Malkiel concludes that both smart beta and risk parity have merit when used modestly and with full understanding of risks and costs. For most investors, adding small allocations to multifactor or balanced strategies can complement, but not replace, a broad market‑cap core.

Balanced advice

Innovation should serve diversification and discipline, not replace them. The simpler the process, the fewer the surprises.


Practical Portfolio Design

Malkiel closes by translating decades of theory into a usable lifetime plan. Markets are uncertain, but your behavior need not be. The prescription is simple: index, diversify, rebalance, minimize costs, and automate discipline.

Indexing and Dollar-Cost Averaging

Low-cost index funds provide instant diversification across thousands of securities. Contributing regularly—via dollar-cost averaging—smooths entry prices and reduces the psychological burden of timing.

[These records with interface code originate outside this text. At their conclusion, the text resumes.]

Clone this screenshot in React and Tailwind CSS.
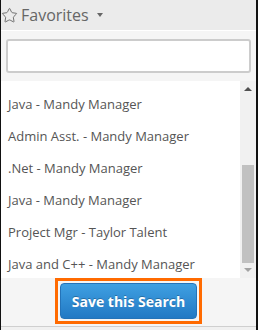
import { Star } from 'lucide-react';

const ITEMS = [
  'Java Candidates - Mandy Manager',
  'Java - Mandy Manager',
  'Admin Asst. - Mandy Manager',
  '.Net - Mandy Manager',
  'Java - Mandy Manager',
  'Project Mgr - Taylor Talent',
  'Java and C++ - Mandy Manager',
];

export default function App() {
  return (
    <div className="w-[258px] h-[330px] bg-[#f0f0f0] font-['Open_Sans',sans-serif] border-l border-r-2 border-[#111] flex flex-col">
      <div className="h-[30px] shrink-0 bg-[#ebebeb] flex items-center text-[#666]">
        <Star size={17} strokeWidth={1.3} className="mr-[3px]" />
        <span className="text-[16px] leading-none">Favorites</span>
        <span className="ml-[8px] w-0 h-0 border-l-[3.5px] border-r-[3.5px] border-t-[4px] border-l-transparent border-r-transparent border-t-[#666]" />
      </div>

      <div className="h-[297px] shrink-0 bg-[#f5f5f5] border-t border-white border-b border-b-[#cfcfcf] flex flex-col">
        <div className="px-[5px] pt-[8px]">
          <input
            type="text"
            className="w-full h-[34px] bg-white border-2 border-[#cccccc] rounded-[3px] outline-none px-2"
          />
        </div>

        <div className="mt-[8px] h-[197px] flex bg-white">
          <div className="flex-1 overflow-hidden">
            <div className="-mt-[24px]">
              {ITEMS.map((t, i) => (
                <div key={i} className="h-[32px] flex items-center pl-[7px] text-[13px] text-[#555] whitespace-nowrap">
                  {t}
                </div>
              ))}
            </div>
          </div>
          <div className="w-[16px] bg-[#f1f1f1] flex flex-col items-center">
            <div className="h-[16px] flex items-center justify-center">
              <span className="w-0 h-0 border-l-[4px] border-r-[4px] border-b-[4px] border-l-transparent border-r-transparent border-b-[#505050]" />
            </div>
            <div className="flex-1 w-full px-[2px] pt-[68px]">
              <div className="h-[98px] bg-[#c1c1c1]" />
            </div>
            <div className="h-[16px] flex items-center justify-center">
              <span className="w-0 h-0 border-l-[4px] border-r-[4px] border-t-[4px] border-l-transparent border-r-transparent border-t-[#a3a3a3]" />
            </div>
          </div>
        </div>

        <div className="flex justify-center">
          <div className="border-[3px] border-[#ff6a00] p-[2px]">
            <button className="w-[137px] h-[36px] rounded-[4px] bg-gradient-to-b from-[#3fa0e2] to-[#2279c4] border border-[#2473b8] text-white font-bold text-[14px] [text-shadow:0_-1px_0_rgba(0,0,0,0.25)]">
              Save this Search
            </button>
          </div>
        </div>
      </div>
    </div>
  );
}
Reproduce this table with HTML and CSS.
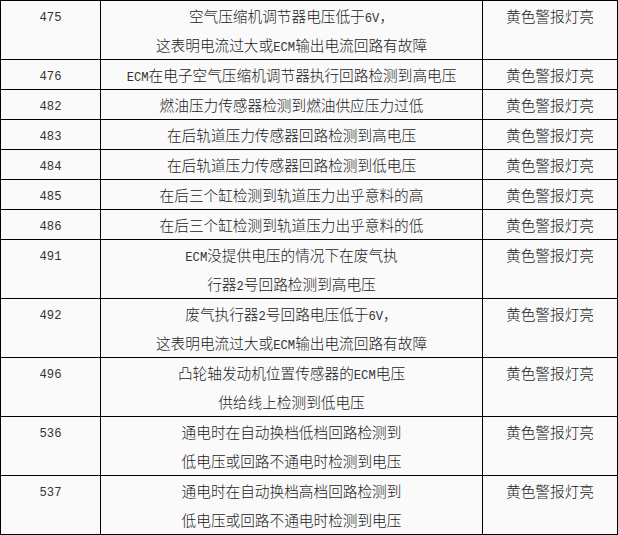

Malkiel’s examples show how modest, consistent investments compound dramatically over decades.

Rebalancing and Behavioral Guardrails

Rebalancing, though dull, enforces contrarian discipline: selling what has risen and buying what has lagged. Over time, this maintains risk targets and captures small return bonuses. Avoid trading impulses, hot-tip chasing, or high-fee vehicles—they quietly drain compounding power.

Tax Efficiency and Retirement Planning

Use tax-advantaged accounts (IRA, Roth, 401(k), SEP) aggressively. Automatic features like Save More Tomorrow harness behavioral design to raise savings rates painlessly. In decumulation, draw around 4% annually and rebalance rather than react. Maintain low-cost, diversified holdings of equities, bonds, and TIPS to preserve real purchasing power.

Savings technologies—automated advisers, robo platforms, and disciplined index funds—enable what Malkiel calls the investor’s closest thing to a free lunch: compounding returns at minimal cost. The ultimate goal isn’t to beat the market but to let the market beat taxes, costs, and emotion on your behalf.

Final principle

Long-term investing success comes from behavior, not brilliance. Stick to a plan that removes emotion, focuses on costs, and trusts in time.